• **WHAT IS BEING ASKED**
All of the data should be output character for character, except the pictures.

• **INFORMATION SHOWN**
========
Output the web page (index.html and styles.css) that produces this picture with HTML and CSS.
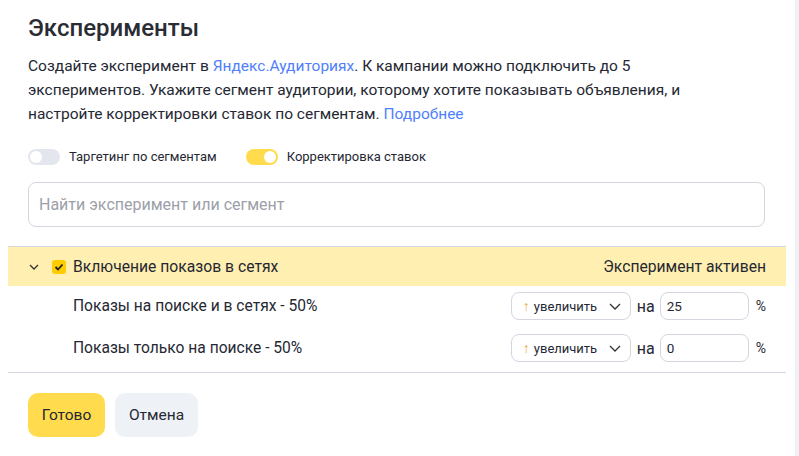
FILE: index.html
```html
<!DOCTYPE html>
<html lang="ru">
<head>
<meta charset="utf-8">
<link rel="stylesheet" href="styles.css">
</head>
<body>
<div class="page">
  <div class="panel">
    <h1 class="title">Эксперименты</h1>
    <p class="desc">Создайте эксперимент в <a class="link">Яндекс.Аудиториях</a>. К кампании можно подключить до 5 экспериментов. Укажите сегмент аудитории, которому хотите показывать объявления, и настройте корректировки ставок по сегментам. <a class="link">Подробнее</a></p>
    <div class="toggles">
      <label class="toggle"><span class="track"><span class="knob"></span></span>Таргетинг по сегментам</label>
      <label class="toggle on"><span class="track"><span class="knob"></span></span>Корректировка ставок</label>
    </div>
    <div class="search">Найти эксперимент или сегмент</div>
    <div class="list">
      <div class="group">
        <svg class="chev" width="10" height="6" viewBox="0 0 10 6"><path d="M1 1l4 4 4-4" fill="none" stroke="#333" stroke-width="1.3"/></svg>
        <span class="check"><svg width="10" height="8" viewBox="0 0 10 8"><path d="M1.5 4l2.5 2.5 4.5-5" fill="none" stroke="#222" stroke-width="1.8"/></svg></span>
        <span class="group-name">Включение показов в сетях</span>
        <span class="status">Эксперимент активен</span>
      </div>
      <div class="row">
        <span class="row-name">Показы на поиске и в сетях - 50%</span>
        <div class="select"><span class="arrow">↑</span>увеличить<svg class="sel-chev" width="12" height="7" viewBox="0 0 12 7"><path d="M1 1l5 5 5-5" fill="none" stroke="#333" stroke-width="1.3"/></svg></div>
        <span class="na">на</span>
        <div class="num">25</div>
        <span class="pct">%</span>
      </div>
      <div class="row">
        <span class="row-name">Показы только на поиске - 50%</span>
        <div class="select"><span class="arrow">↑</span>увеличить<svg class="sel-chev" width="12" height="7" viewBox="0 0 12 7"><path d="M1 1l5 5 5-5" fill="none" stroke="#333" stroke-width="1.3"/></svg></div>
        <span class="na">на</span>
        <div class="num">0</div>
        <span class="pct">%</span>
      </div>
    </div>
    <div class="actions">
      <button class="btn primary">Готово</button>
      <button class="btn secondary">Отмена</button>
    </div>
  </div>
  <div class="scroll"></div>
</div>
</body>
</html>
```
FILE: styles.css
```css
* { box-sizing: border-box; }
html, body { margin: 0; padding: 0; background: #fff; }
body {
  font-family: Roboto, "Noto Sans", sans-serif;
  color: #252833;
  width: 799px;
  height: 456px;
  overflow: hidden;
}
.page {
  display: flex;
  height: 456px;
}
.panel {
  width: 778px;
  margin-left: 8px;
}
.scroll {
  margin-left: 9px;
  width: 4px;
  background: #eef1f6;
  height: 456px;
}
.title {
  margin: 0;
  padding: 13px 0 0 20px;
  font-size: 24px;
  font-weight: 500;
  line-height: 30px;
  color: #2a2c35;
}
.desc {
  margin: 11px 0 0 20px;
  font-size: 15.5px;
  line-height: 24px;
  width: 695px;
}
.link { color: #5080fb; }
.toggles {
  display: flex;
  margin: 22px 0 0 20px;
  height: 17px;
  align-items: center;
}
.toggle {
  display: flex;
  align-items: center;
  font-size: 13px;
  margin-right: 29px;
}
.track {
  width: 32px;
  height: 16px;
  border-radius: 8px;
  background: #e4e6ee;
  margin-right: 9px;
  position: relative;
}
.knob {
  position: absolute;
  top: 2px;
  left: 2px;
  width: 12px;
  height: 12px;
  border-radius: 50%;
  background: #fff;
}
.toggle.on .track { background: #ffdb4d; }
.toggle.on .knob { left: 18px; }
.search {
  margin: 17px 0 0 20px;
  width: 737px;
  height: 45px;
  border: 1px solid #d4d7df;
  border-radius: 8px;
  font-size: 16px;
  color: #9ca0a9;
  padding: 0 10px;
  display: flex;
  align-items: center;
}
.list {
  margin-top: 19px;
  border-top: 1px solid #d5d8e0;
  border-bottom: 1px solid #d5d8e0;
  padding-bottom: 3px;
}
.group {
  height: 39px;
  background: #ffefb0;
  display: flex;
  align-items: center;
  padding: 0 20px 0 21px;
  font-size: 15.7px;
}
.chev { margin-right: 13px; }
.check {
  width: 14px;
  height: 14px;
  border-radius: 3px;
  background: #ffcc00;
  display: flex;
  align-items: center;
  justify-content: center;
  margin-right: 7px;
}
.group-name { flex: 1; }
.row {
  display: flex;
  align-items: center;
  height: 42px;
  padding: 0 20px 0 65px;
  font-size: 15.6px;
}
.group + .row { margin-top: -1px; }
.row-name { flex: 1; }
.select {
  width: 120px;
  height: 28px;
  border: 1px solid #d4d7df;
  border-radius: 8px;
  display: flex;
  align-items: center;
  font-size: 13px;
  padding: 0 0 0 11px;
}
.arrow { color: #e8a93a; margin-right: 4px; font-size: 14px; }
.sel-chev { margin-left: 12px; }
.na { margin: 0 5px 0 6px; font-size: 16px; }
.num {
  width: 89px;
  height: 28px;
  border: 1px solid #d4d7df;
  border-radius: 8px;
  font-size: 13.5px;
  display: flex;
  align-items: center;
  padding-left: 6px;
}
.pct { margin-left: 7px; font-size: 14px; }
.actions {
  display: flex;
  gap: 10px;
  margin: 20px 0 0 20px;
}
.btn {
  font-family: inherit;
  font-size: 15.5px;
  color: #252833;
  border: none;
  border-radius: 10px;
  height: 44px;
  padding: 0 12px;
}
.primary { background: #ffdb4d; width: 77px; }
.secondary { background: #eef1f6; width: 83px; }
```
========
• **EXERCISE SOLUTION**
Output the web page (index.html and styles.css) that produces this picture with HTML and CSS.
FILE: index.html
```html
<!DOCTYPE html>
<html lang="ru">
<head>
<meta charset="utf-8">
<link rel="stylesheet" href="styles.css">
</head>
<body>
<div class="page">
  <div class="panel">
    <h1 class="title">Эксперименты</h1>
    <p class="desc">Создайте эксперимент в <a class="link">Яндекс.Аудиториях</a>. К кампании можно подключить до 5 экспериментов. Укажите сегмент аудитории, которому хотите показывать объявления, и настройте корректировки ставок по сегментам. <a class="link">Подробнее</a></p>
    <div class="toggles">
      <label class="toggle"><span class="track"><span class="knob"></span></span>Таргетинг по сегментам</label>
      <label class="toggle on"><span class="track"><span class="knob"></span></span>Корректировка ставок</label>
    </div>
    <div class="search">Найти эксперимент или сегмент</div>
    <div class="list">
      <div class="group">
        <svg class="chev" width="10" height="6" viewBox="0 0 10 6"><path d="M1 1l4 4 4-4" fill="none" stroke="#333" stroke-width="1.3"/></svg>
        <span class="check"><svg width="10" height="8" viewBox="0 0 10 8"><path d="M1.5 4l2.5 2.5 4.5-5" fill="none" stroke="#222" stroke-width="1.8"/></svg></span>
        <span class="group-name">Включение показов в сетях</span>
        <span class="status">Эксперимент активен</span>
      </div>
      <div class="row">
        <span class="row-name">Показы на поиске и в сетях - 50%</span>
        <div class="select"><span class="arrow">↑</span>увеличить<svg class="sel-chev" width="12" height="7" viewBox="0 0 12 7"><path d="M1 1l5 5 5-5" fill="none" stroke="#333" stroke-width="1.3"/></svg></div>
        <span class="na">на</span>
        <div class="num">25</div>
        <span class="pct">%</span>
      </div>
      <div class="row">
        <span class="row-name">Показы только на поиске - 50%</span>
        <div class="select"><span class="arrow">↑</span>увеличить<svg class="sel-chev" width="12" height="7" viewBox="0 0 12 7"><path d="M1 1l5 5 5-5" fill="none" stroke="#333" stroke-width="1.3"/></svg></div>
        <span class="na">на</span>
        <div class="num">0</div>
        <span class="pct">%</span>
      </div>
    </div>
    <div class="actions">
      <button class="btn primary">Готово</button>
      <button class="btn secondary">Отмена</button>
    </div>
  </div>
  <div class="scroll"></div>
</div>
</body>
</html>
```
FILE: styles.css
```css
* { box-sizing: border-box; }
html, body { margin: 0; padding: 0; background: #fff; }
body {
  font-family: Roboto, "Noto Sans", sans-serif;
  color: #252833;
  width: 799px;
  height: 456px;
  overflow: hidden;
}
.page {
  display: flex;
  height: 456px;
}
.panel {
  width: 778px;
  margin-left: 8px;
}
.scroll {
  margin-left: 9px;
  width: 4px;
  background: #eef1f6;
  height: 456px;
}
.title {
  margin: 0;
  padding: 13px 0 0 20px;
  font-size: 24px;
  font-weight: 500;
  line-height: 30px;
  color: #2a2c35;
}
.desc {
  margin: 11px 0 0 20px;
  font-size: 15.5px;
  line-height: 24px;
  width: 695px;
}
.link { color: #5080fb; }
.toggles {
  display: flex;
  margin: 22px 0 0 20px;
  height: 17px;
  align-items: center;
}
.toggle {
  display: flex;
  align-items: center;
  font-size: 13px;
  margin-right: 29px;
}
.track {
  width: 32px;
  height: 16px;
  border-radius: 8px;
  background: #e4e6ee;
  margin-right: 9px;
  position: relative;
}
.knob {
  position: absolute;
  top: 2px;
  left: 2px;
  width: 12px;
  height: 12px;
  border-radius: 50%;
  background: #fff;
}
.toggle.on .track { background: #ffdb4d; }
.toggle.on .knob { left: 18px; }
.search {
  margin: 17px 0 0 20px;
  width: 737px;
  height: 45px;
  border: 1px solid #d4d7df;
  border-radius: 8px;
  font-size: 16px;
  color: #9ca0a9;
  padding: 0 10px;
  display: flex;
  align-items: center;
}
.list {
  margin-top: 19px;
  border-top: 1px solid #d5d8e0;
  border-bottom: 1px solid #d5d8e0;
  padding-bottom: 3px;
}
.group {
  height: 39px;
  background: #ffefb0;
  display: flex;
  align-items: center;
  padding: 0 20px 0 21px;
  font-size: 15.7px;
}
.chev { margin-right: 13px; }
.check {
  width: 14px;
  height: 14px;
  border-radius: 3px;
  background: #ffcc00;
  display: flex;
  align-items: center;
  justify-content: center;
  margin-right: 7px;
}
.group-name { flex: 1; }
.row {
  display: flex;
  align-items: center;
  height: 42px;
  padding: 0 20px 0 65px;
  font-size: 15.6px;
}
.group + .row { margin-top: -1px; }
.row-name { flex: 1; }
.select {
  width: 120px;
  height: 28px;
  border: 1px solid #d4d7df;
  border-radius: 8px;
  display: flex;
  align-items: center;
  font-size: 13px;
  padding: 0 0 0 11px;
}
.arrow { color: #e8a93a; margin-right: 4px; font-size: 14px; }
.sel-chev { margin-left: 12px; }
.na { margin: 0 5px 0 6px; font-size: 16px; }
.num {
  width: 89px;
  height: 28px;
  border: 1px solid #d4d7df;
  border-radius: 8px;
  font-size: 13.5px;
  display: flex;
  align-items: center;
  padding-left: 6px;
}
.pct { margin-left: 7px; font-size: 14px; }
.actions {
  display: flex;
  gap: 10px;
  margin: 20px 0 0 20px;
}
.btn {
  font-family: inherit;
  font-size: 15.5px;
  color: #252833;
  border: none;
  border-radius: 10px;
  height: 44px;
  padding: 0 12px;
}
.primary { background: #ffdb4d; width: 77px; }
.secondary { background: #eef1f6; width: 83px; }
```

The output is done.